Contrapartida dos municípios
Com a troca, o programa seguiu normalmente em 2022. Conforme a SES-RS, a parte de administração dos equipamentos e da tecnologia foi repassada pelo governo para o Grupo Hospital Conceição (GHC) — é uma exigência do Proadi que uma entidade federal faça esse cuidado, caso do GHC. E a parte de atendimento pelos médicos segue com o TelessaúdeRS.
Entretanto, a prefeitura de Porto Alegre não entrou com a contrapartida que outras cidades do Interior já tinham, que são os técnicos de enfermagem, pois os do Hospital Moinhos de Vento deixaram as funções após o fim do antigo convênio.
Procurado pela reportagem, o Telessaúde-RS confirmou que os consultórios de Porto Alegre não estão atendendo. Segundo o vice-coordenador do TelessaúdeRS, Natan Katz, eram ofertadas cerca de 400 consultas por mês no espaço, sendo 40% da demanda vinda de moradores da própria Capital.
Com o local desativado desde janeiro, ao menos, já foram cerca de 2 mil consultas que deixaram de ser prestadas para quem vive em Porto Alegre e na Região Metropolitana.
— Os profissionais seguem sendo utilizados, reforçamos o atendimento para as cidades do Interior, que pedem muito pelas consultas. Em várias localidades, conseguimos zerar as filas de espera por oftalmologista — explica Natan.
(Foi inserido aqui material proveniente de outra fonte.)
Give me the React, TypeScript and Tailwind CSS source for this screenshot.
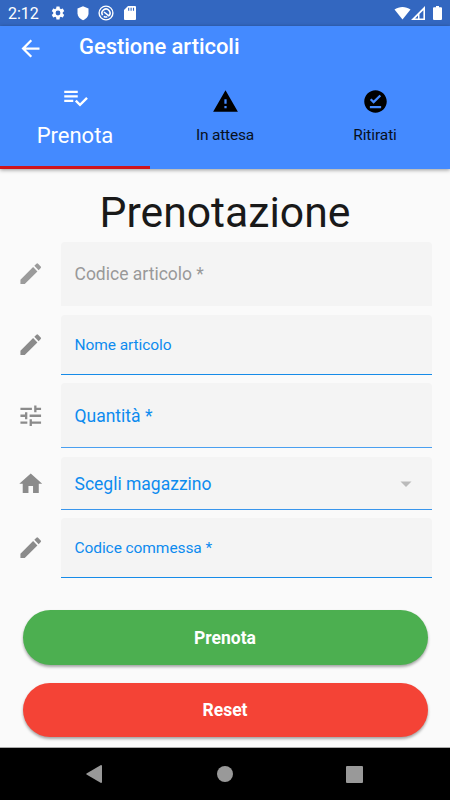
import type { ReactNode } from "react";

const PENCIL = "M3 17.25V21h3.75L17.81 9.94l-3.75-3.75L3 17.25zM20.71 7.04a1 1 0 0 0 0-1.41l-2.34-2.34a1 1 0 0 0-1.41 0l-1.83 1.83 3.75 3.75 1.83-1.83z";
const TUNE = "M3 17v2h6v-2H3zM3 5v2h10V5H3zm10 16v-2h8v-2h-8v-2h-2v6h2zM7 9v2H3v2h4v2h2V9H7zm14 4v-2H11v2h10zm-6-4h2V7h4V5h-4V3h-2v6z";
const HOME = "M10 20v-6h4v6h5v-8h3L12 3 2 12h3v8z";
const CHECKLIST = "M14 10H2v2h12v-2zm0-4H2v2h12V6zM2 16h8v-2H2v2zm19.5-4.5L23 13l-6.99 7-4.51-4.5L13 14l3.01 3 5.49-5.5z";
const WARNING = "M1 21h22L12 2 1 21zm12-3h-2v-2h2v2zm0-4h-2v-4h2v4z";
const OFFLINE_PIN = "M12 2C6.5 2 2 6.5 2 12s4.5 10 10 10 10-4.5 10-10S17.5 2 12 2zm5 16H7v-2h10v2zm-6.7-4L7 10.7l1.4-1.4 1.9 1.9 5.3-5.3L17 7.3 10.3 14z";
const GEAR = "M19.14 12.94c.04-.3.06-.61.06-.94 0-.32-.02-.64-.07-.94l2.03-1.58a.49.49 0 0 0 .12-.61l-1.92-3.32a.49.49 0 0 0-.59-.22l-2.39.96c-.5-.38-1.03-.7-1.62-.94l-.36-2.54a.48.48 0 0 0-.48-.41h-3.84c-.24 0-.43.17-.47.41l-.36 2.54c-.59.24-1.13.57-1.62.94l-2.39-.96a.48.48 0 0 0-.59.22L2.74 8.87c-.12.21-.08.47.12.61l2.03 1.58c-.05.3-.09.63-.09.94s.02.64.07.94l-2.03 1.58a.49.49 0 0 0-.12.61l1.92 3.32c.12.22.37.29.59.22l2.39-.96c.5.38 1.03.7 1.62.94l.36 2.54c.05.24.24.41.48.41h3.84c.24 0 .44-.17.47-.41l.36-2.54c.59-.24 1.13-.56 1.62-.94l2.39.96c.22.08.47 0 .59-.22l1.92-3.32a.49.49 0 0 0-.12-.61l-2.01-1.58zM12 15.6A3.6 3.6 0 1 1 12 8.4a3.6 3.6 0 0 1 0 7.2z";

function Icon({ d, className }: { d: string; className: string }) {
  return (
    <svg viewBox="0 0 24 24" fill="currentColor" className={className}>
      <path d={d} />
    </svg>
  );
}

function StatusBar() {
  return (
    <div className="flex h-[26px] items-center bg-[#3367c0] pl-[8px] text-white">
      <span className="w-[42px] pt-0.5 text-[16px] leading-6">2:12</span>
      <Icon d={GEAR} className="size-4 shrink-0" />
      <svg viewBox="0 0 12 15" className="ml-[11px] h-[15px] w-3 shrink-0" fill="currentColor">
        <path d="M6 .3 11.5 2.5v4.8c0 3.2-2.3 5.8-5.5 7C2.8 13.1.5 10.5.5 7.3V2.5z" />
      </svg>
      <svg viewBox="0 0 16 16" className="ml-[9px] size-4 shrink-0" fill="none" stroke="currentColor">
        <circle cx="8" cy="8" r="6.9" strokeWidth="1.4" />
        <path d="M4.6 10.2A4 4 0 1 1 10.800 10.900" strokeWidth="1.6" />
        <path d="M5.800 11.300A4 4 0 0 0 9.300 11.800M6 7l5.200 4.200" strokeWidth="1.6" />
      </svg>
      <svg viewBox="0 0 12 14" className="ml-[10px] h-3.5 w-3 shrink-0">
        <path fill="currentColor" d="M4 0h7a1 1 0 0 1 1 1v12a1 1 0 0 1-1 1H1a1 1 0 0 1-1-1V4z" />
        <path stroke="#3367c0" strokeWidth="1.1" d="M4.7 1.7v3M7.1 1.7v3M9.5 1.7v3" />
      </svg>
      <svg viewBox="0 0 17 14" className="ml-auto h-3.5 w-[17px]" fill="currentColor">
        <path d="M.5 3.5C5 .1 12 .1 16.5 3.5L8.5 13.5z" />
      </svg>
      <svg viewBox="0 0 14 14" className="h-3.5 w-3.5">
        <path fill="currentColor" fillRule="evenodd" d="M14 0v14H0zM12.4 4.2 8.5 8.1v4.4h3.9zM7 9.6 4.1 12.5H7z" />
      </svg>
      <svg viewBox="0 0 9 14" className="ml-[8px] mr-2 h-3.5 w-[9px]" fill="currentColor">
        <path d="M3 0h3v1.3h2a1 1 0 0 1 1 1V13a1 1 0 0 1-1 1H1a1 1 0 0 1-1-1V2.3a1 1 0 0 1 1-1h2z" />
      </svg>
    </div>
  );
}

function Header() {
  return (
    <header className="flex h-[143px] flex-col bg-[#448aff] shadow-[0_1px_4px_rgba(0,0,0,0.4)]">
      <div className="flex h-11 items-center text-white">
        <Icon
          d="M20 11H7.83l5.59-5.59L12 4l-8 8 8 8 1.41-1.41L7.83 13H20v-2z"
          className="ml-[17px] size-[27px] shrink-0"
        />
        <h1 className="ml-[35px] pb-0.5 text-[22px] leading-7 font-medium tracking-[-0.05px]">Gestione articoli</h1>
      </div>
      <nav className="grid flex-1 grid-cols-3">
        <div className="flex flex-col items-center border-b-[3px] border-[#d0151c] pt-3.5 text-white">
          <Icon d={CHECKLIST} className="size-[27px]" />
          <span className="mt-[11px] text-[22px] leading-7">Prenota</span>
        </div>
        <div className="flex flex-col items-center pt-[18px] text-[#08101d]">
          <Icon d={WARNING} className="size-[27px] text-black" />
          <span className="mt-[10px] text-[15.5px] leading-5 tracking-[-0.2px]">In attesa</span>
        </div>
        <div className="flex flex-col items-center pt-[18px] text-[#08101d]">
          <Icon d={OFFLINE_PIN} className="size-[27px] text-black" />
          <span className="mt-[10px] text-[15.5px] leading-5 tracking-[-0.1px]">Ritirati</span>
        </div>
      </nav>
    </header>
  );
}

function Field({ icon, iconClass = "text-[#8b8b8b]", box, children }: { icon: string; iconClass?: string; box: string; children: ReactNode }) {
  return (
    <div className="flex items-center">
      <div className="flex w-[61px] shrink-0 justify-center">
        <Icon d={icon} className={`size-[27.5px] ${iconClass}`} />
      </div>
      <div className={`mr-[17.6px] flex flex-1 items-center rounded-t-[4px] bg-[#f4f4f4] pt-px pr-5 pl-[13.5px] ${box}`}>{children}</div>
    </div>
  );
}

export default function App() {
  return (
    <div className="flex h-[800px] w-[450px] flex-col overflow-hidden bg-[#fafafa] font-['Roboto',sans-serif]">
      <StatusBar />
      <Header />
      <main className="flex flex-1 flex-col">
        <h2 className="mt-[18px] h-[55px] text-center text-[42.7px] leading-[51px] text-[#191919]">Prenotazione</h2>
        <div className="flex flex-col text-[#0d8bef]">
          <Field icon={PENCIL} iconClass="text-[#9b9b9b]" box="h-16">
            <span className="text-[17.5px] text-[#999]">Codice articolo *</span>
          </Field>
          <div className="mt-[9px]">
            <Field icon={PENCIL} box="h-[60px] border-b border-b-[#168be8]">
              <span className="pt-px text-[15.5px] tracking-[-0.08px]">Nome articolo</span>
            </Field>
          </div>
          <div className="mt-[8px]">
            <Field icon={TUNE} box="h-[65px] border-b border-b-[#4a9ff0]">
              <span className="pt-px text-[17.5px]">Quantità *</span>
            </Field>
          </div>
          <div className="mt-[9px]">
            <Field icon={HOME} box="h-[53px] border-b border-b-[#3895ec]">
              <span className="pt-px text-[17.5px]">Scegli magazzino</span>
              <svg viewBox="0 0 12 6" className="ml-auto h-1.5 w-3" fill="#bababa">
                <path d="M.5.5h11L6 6z" />
              </svg>
            </Field>
          </div>
          <div className="mt-[8px]">
            <Field icon={PENCIL} box="h-[60px] border-b border-b-[#168be8]">
              <span className="pt-px text-[15.5px] tracking-[-0.08px]">Codice commessa *</span>
            </Field>
          </div>
        </div>
        <div className="mt-[32px] flex flex-col gap-[18px] px-[22.5px] text-[17.5px] font-bold text-white">
          <button className="h-[55px] rounded-full bg-[#4caf50] pt-0.5 shadow-[0_2px_3px_rgba(0,0,0,0.35)]">Prenota</button>
          <button className="h-[54px] rounded-full bg-[#f44336] shadow-[0_2px_3px_rgba(0,0,0,0.35)]">Reset</button>
        </div>
      </main>
      <footer className="flex h-[53px] items-center border-t border-[#aaa] bg-black text-[#999]">
        <svg viewBox="0 0 16 18" className="ml-[86px] h-[18px] w-4" fill="currentColor">
          <path d="M15 0Q16 0 16 1v16q0 1-1 1L.5 9.5Q0 9 .5 8.5z" />
        </svg>
        <div className="ml-[115px] size-4 rounded-full bg-[#999]" />
        <div className="ml-[113px] size-[17px] rounded-[1px] bg-[#999]" />
      </footer>
    </div>
  );
}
Conforme o coordenador, atualmente oito profissionais atuam atendendo numa carga horário de 75 horas semanais nos seis consultórios espalhados pelo Estado. Com o tempo sem atendimento na Capital, a fila de encaminhamentos acumulados pelo Teleoftalmo chega a quase 2,5 mil solicitações.
— Hoje, são 2.447 pacientes no total, sendo 785 solicitações de Porto Alegre e 1.662 de outros municípios — explica Natan.
Fila do Sus na Capital
Oftalmologia não é uma especialidade que a prefeitura de Porto Alegre deveria deixar de utilizar num sistema como o do TelessaúdeRS. Isso porque é uma das que mais acumula solicitações de atendimento em espera na fila do Sus municipal, conforme mostrado por GZH em diversas ocasiões.
Nos dados mais recentes da Secretaria Municipal de Saúde (SMS), referentes a abril deste ano, a oftalmologia geral adulto e a oftalmologia triagem visual, duas filas que podem ser atendidas pelo programa do Telessaúde, acumulavam 17.830 solicitações aguardando atendimento.
Programa não é uma prioridade
A SMS explicou que busca outros caminhos para solucionar os gargalos da oftalmologia na saúde municipal. Desde abril, segundo a pasta, estão sendo realizados mutirões de consultas da especialidade nos hospitais Restinga e Vila Nova.
A pasta garante que os mutirões vão ofertar 2 mil consultas extras/mês no Hospital da Restinga e mil consultas extras/mês no Hospital Vila Nova. Ainda não é possível saber os efeitos do mutirão na fila do SUS municipal, pois os dados mais recentes divulgados referem-se ao mês de abril.
Em nota, a pasta "entende que essa estratégia é mais rápida e efetiva para alcançar o objetivo de reduzir a demanda reprimida nesta especialidade". A secretaria acrescenta ainda que "ao final dos mutirões, se houver necessidade, a SMS irá avaliar a possibilidade de retomada do programa Teleoftalmo". Ou seja, cidades da Região Metropolitana seguirão sem poder encaminhar pacientes para o programa estadual.